Data to use ▸
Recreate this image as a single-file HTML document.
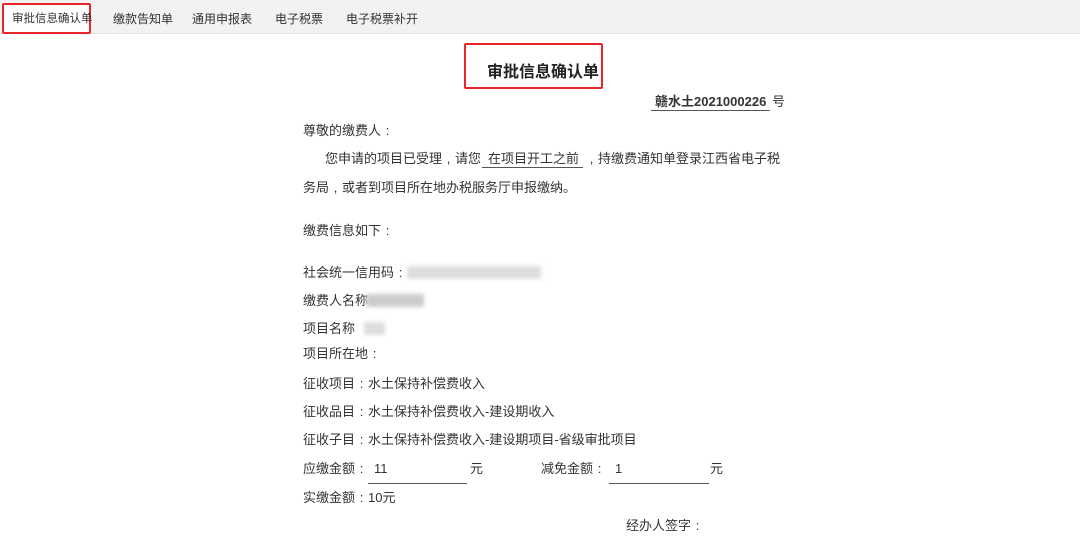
<!DOCTYPE html>
<html><head><meta charset="utf-8"><style>
body{margin:0;width:1080px;height:536px;background:#fff;position:relative;overflow:hidden;font-family:"Liberation Sans","Noto Sans CJK SC",sans-serif;color:#333;font-size:13px}
.t{position:absolute;line-height:20px;white-space:nowrap}
.p{display:inline-block;width:1em;text-align:center}
.bar{position:absolute;left:0;top:0;width:1080px;height:33px;background:#f2f2f2;border-bottom:1px solid #e4e4e4}
.tab{position:absolute;top:11px;font-size:12px;line-height:16px;color:#333}
.u{position:absolute;height:1px;background:#555}
.blur{position:absolute;background:#ddd;filter:blur(2px)}
</style></head><body>
<div class="bar"></div>
<div style="position:absolute;left:2px;top:3px;width:89px;height:31px;background:#fff;border:2px solid #e8262a;border-radius:2px;box-sizing:border-box"></div>
<div class="tab" style="left:12px;font-size:11.5px">审批信息确认单</div>
<div class="tab" style="left:113px">缴款告知单</div>
<div class="tab" style="left:192px">通用申报表</div>
<div class="tab" style="left:275px">电子税票</div>
<div class="tab" style="left:346px">电子税票补开</div>

<div style="position:absolute;left:464px;top:43px;width:139px;height:46px;border:2px solid #e8262a;border-radius:2px;box-sizing:border-box"></div>
<div class="t" style="left:487px;top:62px;font-size:16px;font-weight:bold;line-height:22px;color:#222">审批信息确认单</div>
<div class="t" style="left:655px;top:92px;font-weight:bold">赣水土2021000226</div>
<div class="u" style="left:651px;top:110px;width:119px"></div>
<div class="t" style="left:772px;top:92px">号</div>

<div class="t" style="left:303px;top:121px">尊敬的缴费人<span class="p">:</span></div>
<div class="t" style="left:325px;top:149px">您申请的项目已受理<span class="p">,</span>请您</div>
<div class="t" style="left:488px;top:149px">在项目开工之前</div>
<div class="t" style="left:585px;top:149px"><span class="p">,</span>持缴费通知单登录江西省电子税</div>
<div class="u" style="left:482px;top:167px;width:101px"></div>
<div class="t" style="left:303px;top:178px">务局<span class="p">,</span>或者到项目所在地办税服务厅申报缴纳。</div>
<div class="t" style="left:303px;top:221px">缴费信息如下<span class="p">:</span></div>
<div class="t" style="left:303px;top:263px">社会统一信用码<span class="p">:</span></div>
<div class="blur" style="left:407px;top:266px;width:134px;height:13px"></div>
<div class="t" style="left:303px;top:291px">缴费人名称<span class="p">:</span></div>
<div class="blur" style="left:366px;top:294px;width:58px;height:13px;background:#ccc"></div>
<div class="t" style="left:303px;top:319px">项目名称</div>
<div class="blur" style="left:364px;top:322px;width:21px;height:13px"></div>
<div class="t" style="left:303px;top:344px">项目所在地<span class="p">:</span></div>
<div class="t" style="left:303px;top:374px">征收项目<span class="p">:</span>水土保持补偿费收入</div>
<div class="t" style="left:303px;top:402px">征收品目<span class="p">:</span>水土保持补偿费收入-建设期收入</div>
<div class="t" style="left:303px;top:430px">征收子目<span class="p">:</span>水土保持补偿费收入-建设期项目-省级审批项目</div>
<div class="t" style="left:303px;top:459px">应缴金额<span class="p">:</span></div>
<div class="t" style="left:374px;top:459px">11</div>
<div class="u" style="left:368px;top:483px;width:99px"></div>
<div class="t" style="left:470px;top:459px">元</div>
<div class="t" style="left:541px;top:459px">减免金额<span class="p">:</span></div>
<div class="t" style="left:615px;top:459px">1</div>
<div class="u" style="left:609px;top:483px;width:100px"></div>
<div class="t" style="left:710px;top:459px">元</div>
<div class="t" style="left:303px;top:488px">实缴金额<span class="p">:</span>10元</div>
<div class="t" style="left:626px;top:516px">经办人签字<span class="p">:</span></div>
</body></html>
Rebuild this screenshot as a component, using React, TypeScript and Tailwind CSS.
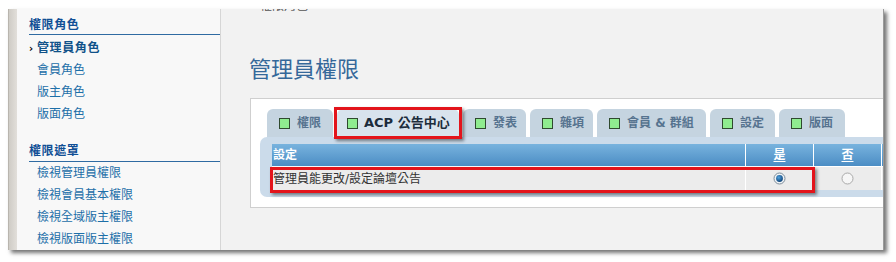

Description of the task ▸
Identify each line in the entries with the word "this" and copy it.

Written answer ▸
Recreate this image as a single-file HTML document.
Rebuild this screenshot as a component, using React, TypeScript and Tailwind CSS.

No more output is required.